Times are different now, though. The Pentagon is fully aware these cuts are still in place, as evidenced by the budget they will submit next week, and it’s still letting its budget overshoot in hopes the sequester will be reversed.
“I would like to plan on getting a big raise or my mortgage rate going down, but you can’t,” said Larry Korb, a former assistant secretary of Defense under President Reagan and a senior fellow at the Center for American Progress. “You’ve got to plan for what you have…. Why not just cut things, and then if you get more [money] you can add them?”
Failing to adhere to the law in the future not only makes it difficult for the Pentagon to plan, it also means it could ultimately waste money by spending money now on things it will cut later.
The Pentagon could have made some different budget choices this year if it were anticipating sequester in the future years. For instance, if it knew it could not afford to keep 11 carriers in the Navy, it could cancel the refueling for the USS George Washington now to save money, said Todd Harrison of the Center for Strategic and Budgetary Assessments. It also might not need as many aircraft—and could slow down production of the Navy’s carrier version of the F-35. Or, if the Army knew it could not afford the 450,000 service members it requested this year, it could start taking steps to downsize active-duty personnel, civilians, and contracts.
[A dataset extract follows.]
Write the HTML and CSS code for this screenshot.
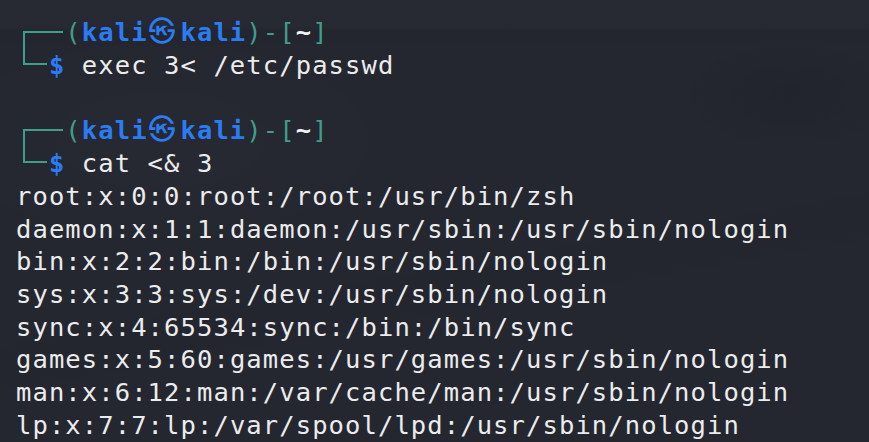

“Cuts in personnel, whether they’re military or civilian, take time,” Harrison said. “The sooner you can start the process, the sooner you can start saving money and the longer you can save.”
Of course, the Pentagon would not want to be seen as proposing the cuts because it would be hard to spend the coming months arguing against them on Capitol Hill.
But the alternative is riskier, Harrison said, since the department could be caught flat-footed in terms of planning—again. “I’d rather have a messaging problem than a national security problem.”